Jane and Roger Hutchings Photo: RNZ / Lois Williams

Further north, Jane and Roger Hutchings milk 700 cows near Kerikeri.

The Hutchings also store and spray their cowshed effluent on the land, and though they have resource consent to discharge the treated waste in emergencies, they rarely use it, they said.

Like Mr Crawford, they worked to a strict nutrient budget that told them how much of what they're putting on the land was ending up as milk and how much was waste that can end up in the water.

Their 427-hectare farm has 20 hectares of wetlands and 100 hectares of native bush - all fenced off.

They have just bought an adjoining block to grow more of their own feed crops.

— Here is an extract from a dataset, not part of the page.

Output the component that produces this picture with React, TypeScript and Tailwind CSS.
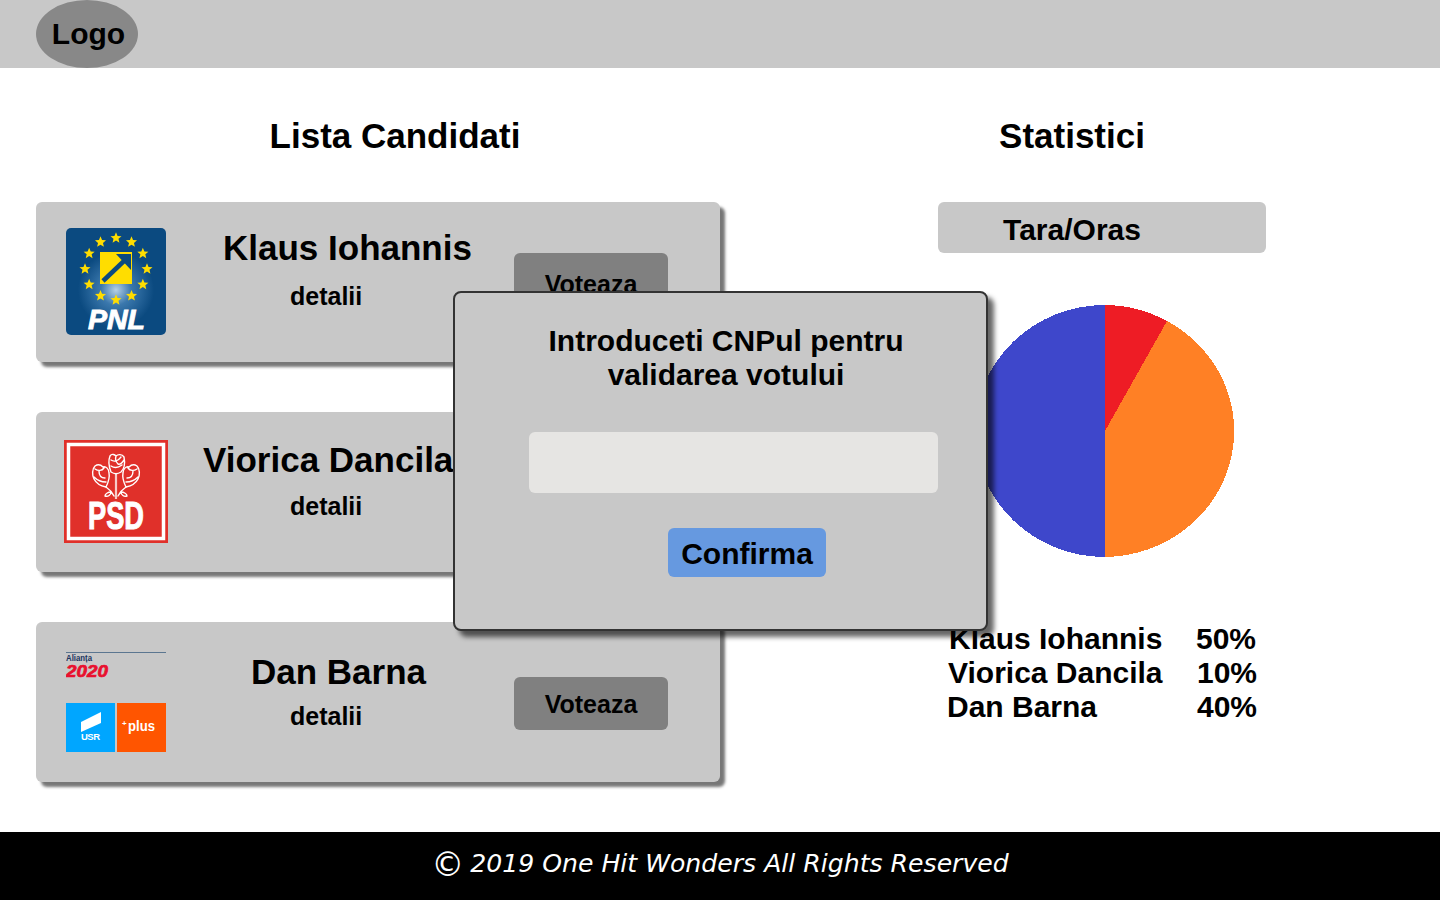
import React from "react";

const candidates = [
  { name: "Klaus Iohannis", nameClass: "pl-[57px] mt-[26px]", detailClass: "mt-[13px]", logo: "pnl", logoClass: "ml-[30px] mt-[26px]", midClass: "", btnClass: "mt-[51px] pt-[10px]" },
  { name: "Viorica Dancila", nameClass: "pl-[37px] mt-[28px]", detailClass: "mt-[11px]", logo: "psd", logoClass: "ml-[28px] mt-[28px]", midClass: "ml-[-2px]", btnClass: "mt-[51px] pt-[10px]" },
  { name: "Dan Barna", nameClass: "pl-[85px] mt-[30px]", detailClass: "mt-[9px]", logo: "alianta", logoClass: "ml-[30px] mt-[30px]", midClass: "", btnClass: "mt-[55px] pt-[2px]" },
];

const results = [
  { name: "Klaus Iohannis", pct: "50%", rowClass: "ml-[11px]", nameClass: "w-[247px]" },
  { name: "Viorica Dancila", pct: "10%", rowClass: "ml-[10px]", nameClass: "w-[249px]" },
  { name: "Dan Barna", pct: "40%", rowClass: "ml-[9px]", nameClass: "w-[250px]" },
];

const starPoints = (cx: number, cy: number, r: number) => {
  const pts: string[] = [];
  for (let i = 0; i < 10; i++) {
    const rad = i % 2 === 0 ? r : r * 0.45;
    const a = (Math.PI / 5) * i - Math.PI / 2;
    pts.push(`${cx + rad * Math.cos(a)},${cy + rad * Math.sin(a)}`);
  }
  return pts.join(" ");
};

const PnlLogo = () => (
  <svg width="100" height="107" viewBox="0 0 100 107" className="block">
    <defs>
      <radialGradient id="pnlGlow" cx="50" cy="62" r="38" gradientUnits="userSpaceOnUse">
        <stop offset="0" stopColor="#b5d0e6" />
        <stop offset="0.4" stopColor="#3b78ad" />
        <stop offset="1" stopColor="#0b4a80" />
      </radialGradient>
    </defs>
    <rect width="100" height="107" rx="5" fill="url(#pnlGlow)" />
    {Array.from({ length: 12 }).map((_, i) => {
      const a = (Math.PI / 6) * i;
      return (
        <polygon
          key={i}
          points={starPoints(50 + 31 * Math.sin(a), 41 - 31 * Math.cos(a), 5.8)}
          fill="#ffdd00"
        />
      );
    })}
    <rect x="34" y="24" width="32" height="32" fill="#ffdd00" />
    <path d="M37 53 L58 33" stroke="#0b4a80" strokeWidth="4.5" />
    <polygon points="50,26 65,26 65,42" fill="#0b4a80" />
    <text
      x="22"
      y="101"
      fill="#fff"
      stroke="#fff"
      strokeWidth="0.9"
      fontFamily="'Liberation Sans', sans-serif"
      fontWeight="700"
      fontStyle="italic"
      fontSize="28"
      textLength="57"
      lengthAdjust="spacingAndGlyphs"
    >
      PNL
    </text>
  </svg>
);

const Rose = ({ d }: { d: string }) => (
  <path d={d} fill="none" stroke="#fff" strokeWidth="1.4" strokeLinejoin="round" strokeLinecap="round" />
);

const PsdLogo = () => (
  <svg width="104" height="103" viewBox="0 0 104 103" className="block">
    <rect width="104" height="103" fill="#e0302a" />
    <rect x="4.5" y="4.5" width="95" height="94" fill="#e0302a" stroke="#fff" strokeWidth="3.5" />
    {/* center rose */}
    <Rose d="M46 16 C48 13 51 15 52 16 C54 14 58 14 60 17 C61 22 61 28 57 32 C54 34 50 34 47 32 C45 27 44 21 46 16 Z M47 20 C50 22 54 21 57 17 M52 16 C51 19 52 22 54 24 C56 25 58 23 60 20 M47 26 C50 28 54 28 58 25" />
    {/* left rose */}
    <Rose d="M31 26 C34 24 37 25 39 27 C42 26 45 29 45 33 C46 38 44 43 42 47 C37 46 32 43 30 39 C28 35 28 29 31 26 Z M31 29 C34 31 38 31 40 28 M35 31 C35 35 37 38 41 38 M30 37 C33 40 37 42 42 42" />
    {/* right rose */}
    <Rose d="M73 26 C70 24 67 25 65 27 C62 26 59 29 59 33 C58 38 60 43 62 47 C67 46 72 43 74 39 C76 35 76 29 73 26 Z M73 29 C70 31 66 31 64 28 M69 31 C69 35 67 38 63 38 M74 37 C71 40 67 42 62 42" />
    <path d="M52 34 L52 59" stroke="#fff" strokeWidth="2.2" opacity="0.75" />
    <Rose d="M42 47 C45 49 48 52 50 56 M62 47 C59 49 56 52 54 56 M47 52 C44 52 41 54 41 56 C44 57 47 55 47 52 Z M57 52 C60 52 63 54 63 56 C60 57 57 55 57 52 Z" />
    <text
      x="24"
      y="89"
      fill="#fff"
      stroke="#fff"
      strokeWidth="1"
      fontFamily="'Liberation Sans', sans-serif"
      fontWeight="700"
      fontSize="38"
      textLength="56"
      lengthAdjust="spacingAndGlyphs"
    >
      PSD
    </text>
  </svg>
);

const AliantaLogo = () => (
  <svg width="100" height="100" viewBox="0 0 100 100" className="block">
    <rect width="100" height="1" fill="#5b7690" />
    <text x="0" y="9" fill="#1b3560" fontFamily="'Liberation Sans', sans-serif" fontSize="8.5" textLength="26" lengthAdjust="spacingAndGlyphs">
      Alianța
    </text>
    <text
      x="0"
      y="25"
      fill="#e8102e"
      stroke="#e8102e"
      strokeWidth="0.7"
      fontFamily="'Liberation Sans', sans-serif"
      fontWeight="700"
      fontStyle="italic"
      fontSize="17"
      textLength="42"
      lengthAdjust="spacingAndGlyphs"
    >
      2020
    </text>
    <rect x="0" y="51" width="49" height="49" fill="#00a6ff" />
    <rect x="51" y="51" width="49" height="49" fill="#ff5500" />
    <polygon points="15,70 35,60 35,71 15,80" fill="#fff" />
    <text x="15" y="88" fill="#fff" fontFamily="'Liberation Sans', sans-serif" fontSize="9.5" textLength="19">
      USR
    </text>
    <text x="56" y="74" fill="#fff" fontFamily="'Liberation Sans', sans-serif" fontSize="8">
      +
    </text>
    <text x="62" y="79" fill="#fff" fontFamily="'Liberation Sans', sans-serif" fontSize="15.5" textLength="27" lengthAdjust="spacingAndGlyphs">
      plus
    </text>
  </svg>
);

const logos: Record<string, React.ReactNode> = {
  pnl: <PnlLogo />,
  psd: <PsdLogo />,
  alianta: <AliantaLogo />,
};

const Pie = () => (
  <svg width="262" height="253" viewBox="0 0 262 253" className="block ml-[37px] mt-[52px]" shapeRendering="crispEdges">
    <path d="M130 126 L130 0 A130 126 0 0 0 130 252 Z" fill="#3e47cb" />
    <path d="M130 126 L192 16 A131 126 0 0 1 130 252 Z" fill="#ff8025" />
    <path d="M130 126 L130 0 A130 126 0 0 1 192 16 Z" fill="#ee1c25" />
  </svg>
);

export default function App() {
  return (
    <div className="relative flex flex-col h-screen overflow-hidden bg-white text-black font-['Liberation_Sans',Arial,sans-serif] font-bold">
      <header className="h-[68px] shrink-0 bg-[#c8c8c8] pl-[36px]">
        <div className="w-[102px] h-[68px] pl-[3px] pb-[2px] rounded-[50%] bg-[#888888] flex items-center justify-center text-[30px]">
          Logo
        </div>
      </header>

      <main className="flex-1 flex">
        <section className="ml-[36px] w-[684px] shrink-0">
          <h2 className="w-[718px] mt-[48px] mb-[46px] text-center text-[35px] leading-[40px] font-bold">Lista Candidati</h2>
          <div className="flex flex-col gap-[50px]">
            {candidates.map((c) => (
              <div key={c.name} className="flex h-[160px] rounded-[6px] bg-[#c8c8c8] shadow-[5px_5px_3px_#777]">
                <div className={`${c.logoClass} shrink-0`}>{logos[c.logo]}</div>
                <div className={`flex-1 min-w-0 ${c.midClass}`}>
                  <div className={`${c.nameClass} h-[40px] text-[35px] leading-[40px] whitespace-nowrap`}>{c.name}</div>
                  <div className={`${c.detailClass} pl-[124px] text-[25px] leading-[30px]`}>detalii</div>
                </div>
                <button className={`${c.btnClass} mr-[52px] w-[154px] h-[53px] shrink-0 rounded-[6px] bg-[#808080] text-[25px] font-bold text-black`}>
                  Voteaza
                </button>
              </div>
            ))}
          </div>
        </section>

        <section className="ml-[218px] w-[328px] shrink-0">
          <h2 className="w-[268px] mt-[48px] mb-[46px] text-center text-[35px] leading-[40px] font-bold">Statistici</h2>
          <div className="h-[51px] rounded-[6px] bg-[#c8c8c8] w-full">
            <div className="w-[268px] text-center text-[30px] leading-[56px]">Tara/Oras</div>
          </div>
          <Pie />
          <div className="mt-[64px] text-[30px] leading-[34px]">
            {results.map((r) => (
              <div key={r.name} className={`flex whitespace-nowrap ${r.rowClass}`}>
                <span className={r.nameClass}>{r.name}</span>
                <span>{r.pct}</span>
              </div>
            ))}
          </div>
        </section>
      </main>

      <footer className="h-[68px] shrink-0 pb-[4px] bg-black flex items-center justify-center gap-[6px] text-white font-['DejaVu_Sans',sans-serif] font-normal italic text-[25.15px]">
        <span className="not-italic text-[33px] leading-none">©</span>
        <span>2019 One Hit Wonders All Rights Reserved</span>
      </footer>

      {/* vote confirmation modal */}
      <div className="absolute left-[453px] top-[291px] w-[535px] h-[340px] rounded-[8px] border-2 border-[#333] bg-[#c8c8c8] shadow-[6px_6px_5px_rgba(0,0,0,0.6)]">
        <p className="mt-[31px] ml-[11px] text-center text-[30px] leading-[34px]">
          Introduceti CNPul pentru
          <br />
          validarea votului
        </p>
        <input className="block ml-[74px] mt-[40px] w-[409px] h-[61px] rounded-[6px] bg-[#e6e5e3] outline-none" />
        <button className="block ml-[213px] mt-[35px] pt-[2px] w-[158px] h-[49px] rounded-[6px] bg-[#6699e0] text-[30px] font-bold text-black">
          Confirma
        </button>
      </div>
    </div>
  );
}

Ms Hutchings - who started the local Landcare group - said the farm and surrounding area had a thriving brown kiwi population, which she monitored with live cameras.

"We wanted to do our best to protect them so the group has traps for rats, and cats, stoats and possums and as land owners we've taken on the job of pest control ourselves," she said.

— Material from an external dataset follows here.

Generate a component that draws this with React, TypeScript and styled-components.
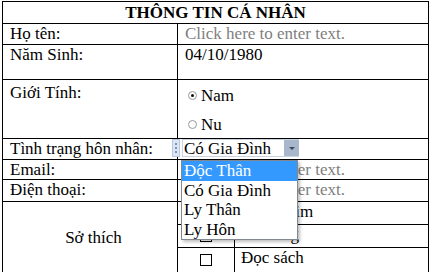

Mr Hutchings said the Puketona River which flowed through the farm was very swimmable.

"I'd be happy to swim in the river," he said.

Geoff Crawford and part of a fenced-off stream. Photo: RNZ / Lois Williams

"We've got freshwater crayfish in our creeks and that's a good sign. The the only thing is, we've got eels in the river too, big eels which is a bit of a disincentive to swim," he says.

Ms Hutchings said it was frustrating to be doing so much to help the environment and still hearing the references to dirty dairy.

"I think we get a bad rap," she said.

"It is really frustrating and it can get you down a bit but we just carry on ... we don't hide anything and I just wish we got more recognition."

The Hutchings and the Crawfords said they did not know any Northland farmers who were not doing their bit these days for the rivers.

But the Northland Council knew a few.

Unlike many regional councils, it inspected every dairy farm in Northland once a year without warning, at the peak of the season.

And despite its best efforts to educate and punish the offenders, every year without fail, about 10 percent of dairy farmers seriously breached their resource consents, and raw effluent ended up in streams.

Tess Dacre, the council's monitoring manager, said the problem often came down to young farm workers, who were poorly trained and poorly paid.

"It's often the guy at the bottom of the heap who's looking after the effluent system," she said.

"And we're out there in spring when it's all happening and it's tough - they're calving, it's muddy and it's wet."

Every years she said the council hoped the number of breaches will go down, but it sat stubbornly at around 60.

Freshwater ecologist Mike Joy said farmers who were aiming to do their best for the environment, like the Hutchings and the Crawfords, deserved a pat on the back.

But he warned that the problem was much bigger than just containing cowshed effluent.

"The shed effluent is at most 20 percent of the problem," he said. "But out on the pasture, the nitrate from the urine gets into the groundwater, through the soils, into the drains and into the rivers."

At the heart of that problem was the stocking rate, he said.

"There are plenty of models showing that you can reduce cow numbers, reduce artificial feeds and fertilisers, increase production and exponentially reduce pollution," he says.

So farmers like the Crawfords and the Hutchings are on the right track?

"If you don't need to buy in fertiliser, you know you've got the stocking rate the land and rivers can support and you're not causing a problem," he said.

"When you get to that point you're not making milk out of fossil fuels, you making it out of sunlight and rainfall and the farm is looking after itself."

And farmers like that should be celebrated, said Mr Joy.